«Мы лучший народ, мы превыше других!»
«Мы, англичане, лучший народ! Мы, англичане, превыше всех!»
«Мы, немцы, лучший народ! Германия, Германия превыше всего!»
«Мы, американцы, лучший народ! Америка превыше всего!»
«Мы, китайцы, лучший народ! Мы, китайцы, превыше всех!»
«Наша империя – Срединная!»
«Мы, русские, самый лучший народ! Россия превыше всего!»
«Москва третий Рим, а четвертому не бывать!»
И, наконец, «Мы еще всем покажем!» Всем не мешало бы помнить ядовитую присказку Киплинга к «национальной идее», вложенную им в уста обезьян, бандарлогов: «Мы, бандарлоги, самый лучший, самый прекрасный народ в джунглях! И это правда, потому что мы говорим, что это правда!»
Зато бывшие советские подданные в большинстве так и не стали самостоятельными, вполне полноценными гражданами, в языке которых вместо национальной чуши и обвинений в чей угодно адрес, только не в свой, зазвучало бы: «Я отвечаю!», «Я выбираю!», «Я содержу власть, поскольку плачу налоги!», «Я считаю то-то и то-то верным, а то-то и то-то недопустимым», «Я отдаю часть своих прав государству, но за это желаю иметь возможность контролировать его действия!» «Я требую, чтобы государство не мешало мне делать то, что полезно как обществу, так и мне!» Несомненно, переход к такой фразеологии не может быть легким. Он требует смелости и в то же время ответственности от каждого говорящего. Но граждан СССР давно отучили от смелости, а ждать ответственности от безынициативных людей, ждущих благ для себя со стороны, во все времена бывало бесполезно.

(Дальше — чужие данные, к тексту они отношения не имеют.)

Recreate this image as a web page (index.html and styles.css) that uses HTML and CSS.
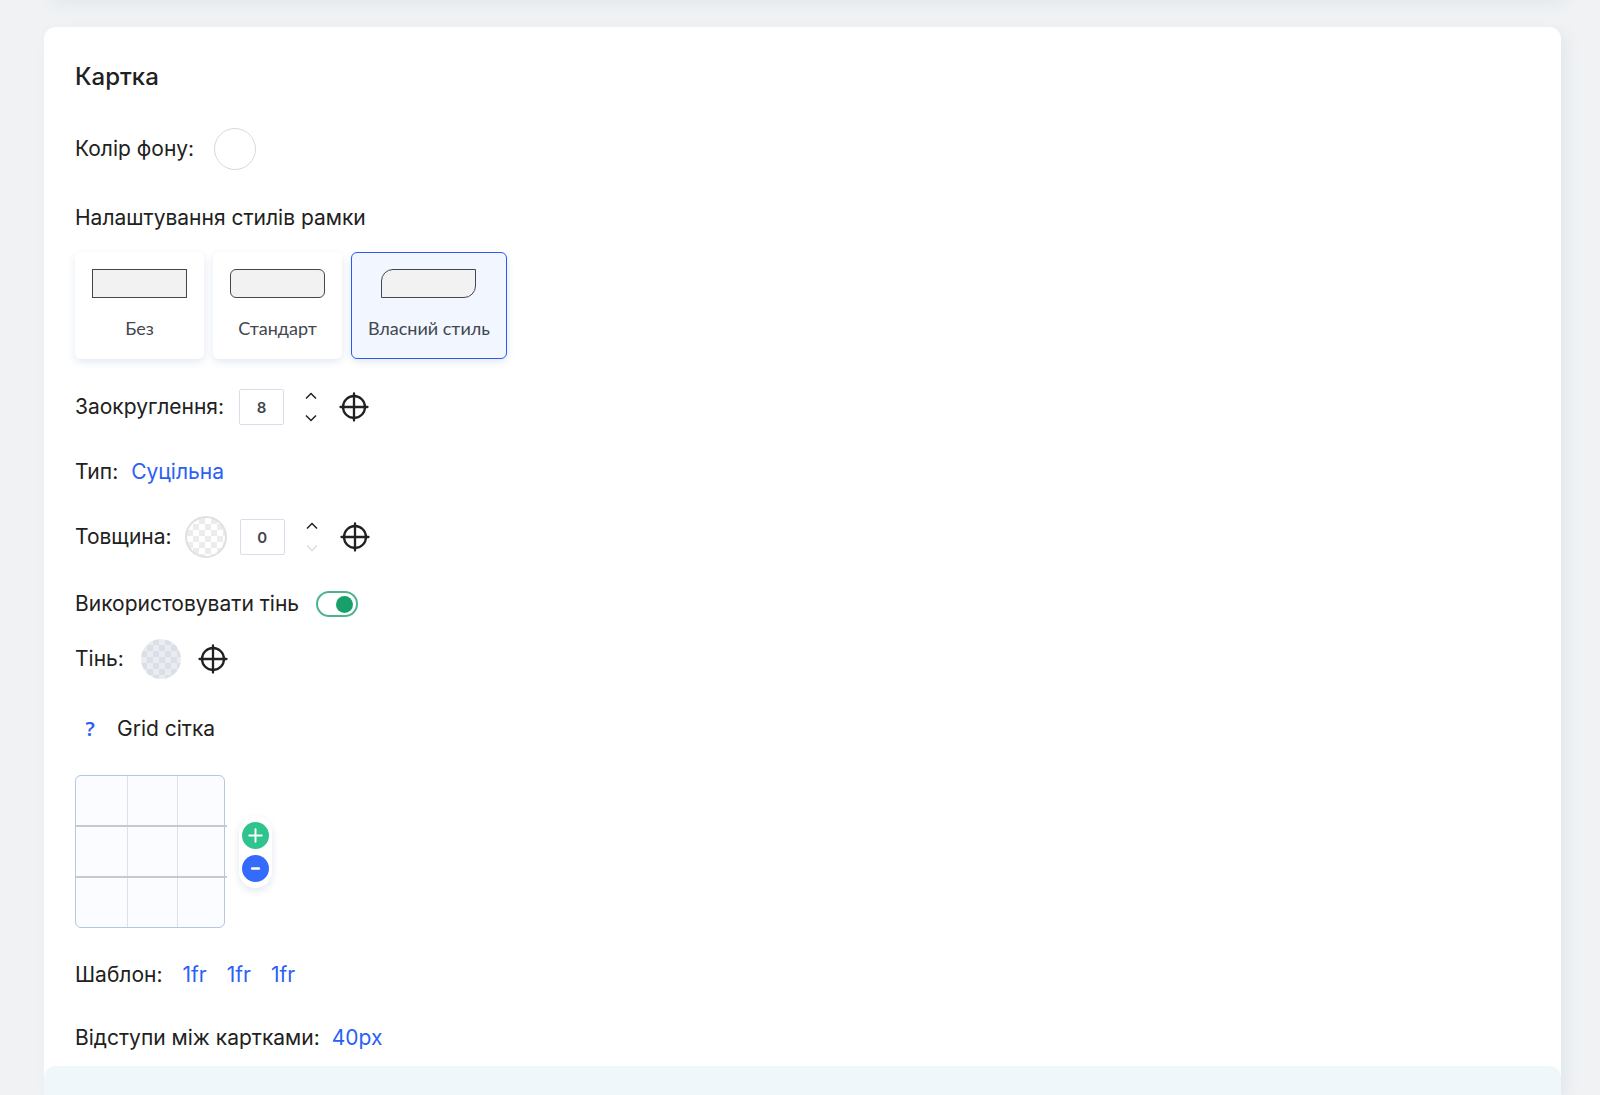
FILE: index.html
```html
<!DOCTYPE html>
<html lang="uk">
<head>
<meta charset="UTF-8">
<meta name="viewport" content="width=device-width, initial-scale=1.0">
<title>Картка</title>
<link rel="stylesheet" href="styles.css">
</head>
<body>

<svg class="sprite" aria-hidden="true">
    <symbol id="target" viewBox="0 0 30 30">
        <circle cx="15" cy="15" r="11" fill="none" stroke="currentColor" stroke-width="2.300"/>
        <path d="M15 1.500v27M1.500 15h27" fill="none" stroke="currentColor" stroke-width="2.300" stroke-linecap="round"/>
    </symbol>
    <symbol id="up" viewBox="0 0 12 8">
        <path d="M1 6.500 6 1.500l5 5" fill="none" stroke="currentColor" stroke-width="1.500"/>
    </symbol>
    <symbol id="down" viewBox="0 0 12 8">
        <path d="M1 1.500l5 5 5-5" fill="none" stroke="currentColor" stroke-width="1.500"/>
    </symbol>
</svg>

<main class="page">
    <div class="panel panel-prev"></div>

    <section class="panel">
        <form class="settings">
            <h1>Картка</h1>

            <div class="row row-bg">
                <label for="bgColor">Колір фону:</label>
                <button type="button" id="bgColor" class="swatch"></button>
            </div>

            <fieldset class="borders">
                <legend>Налаштування стилів рамки</legend>
                <div class="options">
                    <label class="option">
                        <input type="radio" name="border" value="none">
                        <span class="shape"></span>
                        <span>Без</span>
                    </label>
                    <label class="option">
                        <input type="radio" name="border" value="standard">
                        <span class="shape shape-round"></span>
                        <span>Стандарт</span>
                    </label>
                    <label class="option">
                        <input type="radio" name="border" value="custom" checked>
                        <span class="shape shape-custom"></span>
                        <span>Власний стиль</span>
                    </label>
                </div>
            </fieldset>

            <div class="row row-radius">
                <label for="radius">Заокруглення:</label>
                <div class="stepper">
                    <input type="text" id="radius" value="8">
                    <div class="arrows">
                        <button type="button" aria-label="Більше"><svg><use href="#up"/></svg></button>
                        <button type="button" aria-label="Менше"><svg><use href="#down"/></svg></button>
                    </div>
                    <button type="button" class="target" aria-label="Кути"><svg><use href="#target"/></svg></button>
                </div>
            </div>

            <div class="row row-type">
                <label for="borderType">Тип:</label>
                <button type="button" id="borderType" class="value">Суцільна</button>
            </div>

            <div class="row row-width">
                <label for="borderWidth">Товщина:</label>
                <button type="button" class="swatch swatch-empty" aria-label="Колір рамки"></button>
                <div class="stepper">
                    <input type="text" id="borderWidth" value="0">
                    <div class="arrows">
                        <button type="button" aria-label="Більше"><svg><use href="#up"/></svg></button>
                        <button type="button" aria-label="Менше" disabled><svg><use href="#down"/></svg></button>
                    </div>
                    <button type="button" class="target" aria-label="Сторони"><svg><use href="#target"/></svg></button>
                </div>
            </div>

            <div class="row row-toggle">
                <label for="useShadow">Використовувати тінь</label>
                <input type="checkbox" id="useShadow" class="toggle" checked>
            </div>

            <div class="row row-shadow">
                <label for="shadowColor">Тінь:</label>
                <button type="button" id="shadowColor" class="swatch swatch-shadow"></button>
                <button type="button" class="target" aria-label="Зміщення тіні"><svg><use href="#target"/></svg></button>
            </div>

            <div class="row row-grid">
                <button type="button" class="help" aria-label="Довідка">?</button>
                <span>Grid сітка</span>
            </div>

            <div class="grid-editor">
                <div class="grid-preview">
                    <div class="line"></div>
                    <div class="line"></div>
                    <div class="line"></div>
                </div>
                <div class="grid-buttons">
                    <button type="button" class="add" aria-label="Додати">
                        <svg viewBox="0 0 28 28"><path d="M14 7.500v13M7.500 14h13" stroke="#fff" stroke-width="2" stroke-linecap="round"/></svg>
                    </button>
                    <button type="button" class="remove" aria-label="Прибрати">
                        <svg viewBox="0 0 28 28"><path d="M10.500 14h7" stroke="#fff" stroke-width="2.500" stroke-linecap="round"/></svg>
                    </button>
                </div>
            </div>

            <div class="row row-template">
                <span>Шаблон:</span>
                <button type="button" class="value">1fr</button>
                <button type="button" class="value">1fr</button>
                <button type="button" class="value">1fr</button>
            </div>

            <div class="row row-gap">
                <label for="cardGap">Відступи між картками:</label>
                <button type="button" id="cardGap" class="value">40px</button>
            </div>
        </form>
        <div class="panel-next"></div>
    </section>
</main>

</body>
</html>
```
FILE: styles.css
```css
* {
    box-sizing: border-box;
}

body {
    margin: 0;
    background-color: #f0f2f4;
    color: #212121;
    font-family: Inter, Arial, sans-serif;
    font-size: 21px;
    line-height: 28px;
}

button {
    padding: 0;
    border: none;
    background: none;
    color: inherit;
    font: inherit;
    cursor: pointer;
}

svg {
    display: block;
    width: 100%;
    height: 100%;
}

.sprite {
    display: none;
}

.page {
    display: flex;
    flex-direction: column;
    gap: 27px;
    min-height: 100vh;
    padding: 0 39px 0 44px;
    overflow: hidden;
}

.panel {
    display: flex;
    flex-direction: column;
    flex: 1;
    border-radius: 12px;
    background-color: #fff;
    box-shadow: 6px 5px 14px #e3e9ed;
}

/* bottom edge of the panel above */
.panel-prev {
    flex: none;
    height: 40px;
    margin-top: -40px;
}

.panel-next {
    flex: 1;
    min-height: 29px;
    border-radius: 12px 12px 0 0;
    background-color: #eff7fb;
}

.settings {
    padding: 36px 31px 14px;
}

h1 {
    margin: 0;
    font-size: 24px;
    font-weight: 500;
    line-height: 28px;
}

.row {
    display: flex;
    align-items: center;
    margin-top: 33px;
}

.row-bg {
    gap: 20px;
    margin-top: 37px;
}

.swatch {
    width: 42px;
    height: 42px;
    border: 1px solid #d9d9d9;
    border-radius: 50%;
    background-color: #fff;
}

.swatch-empty {
    border: 2px solid #e0e0e0;
    background: repeating-conic-gradient(#fff 0 25%, #ececec 0 50%) 0 0 / 12px 12px;
}

.swatch-shadow {
    width: 40px;
    height: 40px;
    border: none;
    background: repeating-conic-gradient(#e9ecf2 0 25%, #dce0e6 0 50%) 0 0 / 12px 12px;
}

.borders {
    margin: 34px 0 0;
    padding: 0;
    border: none;
}

.borders legend {
    padding: 0;
}

.options {
    display: flex;
    flex-wrap: wrap;
    gap: 9px;
    margin-top: 20px;
}

.option {
    display: flex;
    flex-direction: column;
    align-items: center;
    gap: 16px;
    min-width: 129px;
    height: 107px;
    padding: 16px;
    border: 1px solid transparent;
    border-radius: 6px;
    box-shadow: 0 3px 8px #e2e9f1;
    color: #43474f;
    font-family: Lato, sans-serif;
    font-size: 18px;
    cursor: pointer;
}

.option input {
    position: absolute;
    opacity: 0;
}

.option:has(input:checked) {
    border-color: #2b59f6;
    background-color: #f1f6ff;
}

.shape {
    width: 95px;
    height: 31px;
    border: 1px solid #43474f;
    background-color: #f2f2f2;
}

.shape-round {
    border-radius: 6px;
}

.shape-custom {
    border-radius: 12px 0;
}

.row-radius {
    gap: 15px;
    margin-top: 30px;
}

.stepper {
    display: flex;
    align-items: center;
}

.stepper input {
    width: 45px;
    height: 36px;
    padding: 0;
    border: 1px solid #dcdcec;
    border-radius: 2px;
    color: #43474f;
    font-family: Inter, Arial, sans-serif;
    font-size: 15px;
    font-weight: 600;
    text-align: center;
}

.arrows {
    display: flex;
    flex-direction: column;
    gap: 14px;
    margin: 0 22px 0 21px;
}

.arrows button {
    width: 12px;
    height: 8px;
}

.arrows button:disabled {
    color: #dedede;
}

.target {
    width: 30px;
    height: 30px;
}

.value {
    color: #2b60f6;
}

.row-type {
    gap: 13px;
}

.row-width {
    gap: 13px;
    margin-top: 30px;
}

.row-toggle {
    gap: 17px;
    margin-top: 32px;
}

.toggle {
    appearance: none;
    display: flex;
    align-items: center;
    width: 42px;
    height: 26px;
    margin: 0;
    padding: 0 3px;
    border: 2px solid #4cb58c;
    border-radius: 13px;
    cursor: pointer;
}

.toggle::before {
    content: "";
    width: 17px;
    height: 17px;
    border-radius: 50%;
    background-color: #18a06b;
}

.toggle:checked {
    justify-content: flex-end;
}

.row-shadow {
    gap: 17px;
    margin-top: 21px;
}

.row-grid {
    gap: 12px;
    margin-top: 36px;
}

.help {
    width: 30px;
    color: #2b60f6;
    font-family: "Noto Sans", sans-serif;
    font-size: 20px;
    font-weight: 600;
}

.grid-editor {
    display: flex;
    align-items: center;
    gap: 14px;
    margin-top: 32px;
}

.grid-preview {
    display: grid;
    grid-template-rows: 49px 51px 1fr;
    width: 150px;
    height: 153px;
    border: 1px solid #b5c6de;
    border-radius: 6px;
    background: linear-gradient(90deg, transparent 51px, #dfe1e5 51px 52px, transparent 52px 101px, #dfe1e5 101px 102px, transparent 102px) #fafcff;
}

.line {
    width: 151px;
}

.line + .line {
    border-top: 2px solid #c8c9ca;
}

.grid-buttons {
    display: flex;
    flex-direction: column;
    gap: 6px;
    padding: 6px 3px;
    border-radius: 17px;
    box-shadow: 0 3px 8px #e3e7f0;
}

.grid-buttons button {
    width: 27px;
    height: 27px;
    border-radius: 50%;
}

.add {
    background-color: #2fc48d;
}

.remove {
    background-color: #356bfd;
}

.row-template {
    gap: 20px;
}

.row-gap {
    gap: 12px;
    margin-top: 35px;
}
```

Взращенные на иллюзиях стараются сохранять их до своего конца, а если и отказываются от них, то в последнюю очередь. В России же иллюзии всегда были в большом ходу. Едва тут освоили христианство (почти на тысячу лет позже, чем на Западе), как объявили, что «Москва – это Третий Рим, а Четвертому не бывать», что мы, русские, самый что ни наесть «богоносный народ» (раз уж евреи присвоили себе титул «богоизбранного»). Нам надо было устранять тысячелетнее отставание в развитии цивилизации – вместо этого в России всегда истово старались придерживаться «древних» ценностей. Царь Петр Первый много сделал для того, чтобы если не ликвидировать, то существенно сократить отставание – по крайней мере, в том, что требовалось для обеспечения военных побед и торгово-промышленного развития. И ценой жизней четверти населения страны он достиг серьезнейших сдвигов. Отставание сократилось в целом по уровню цивилизованности лет до ста – до двухсот, в промышленной технологии – до нескольких лет или до нескольких десятков, смотря по чему судить; в философии, науках, искусствах и народном образовании – от нескольких десятков до двухсот лет. Рывок действительно получился колоссальный, однако до изменения характера и ментальности русского человека дело не дошло. По этим параметрам мы остались верны «древним» образцам. Внутренней самодисциплинирующей воли, обязывающей к самоизбранным целеустремленным действиям и ответственности за собственную судьбу, в массах так и не возникло. Более девяноста процентов населения были крестьянами-полурабами. Их приучили делать то, что прикажет барин, а в области мечтаний о лучшей участи они надеялись не на свои силы, а на волю и доброту батюшки-царя.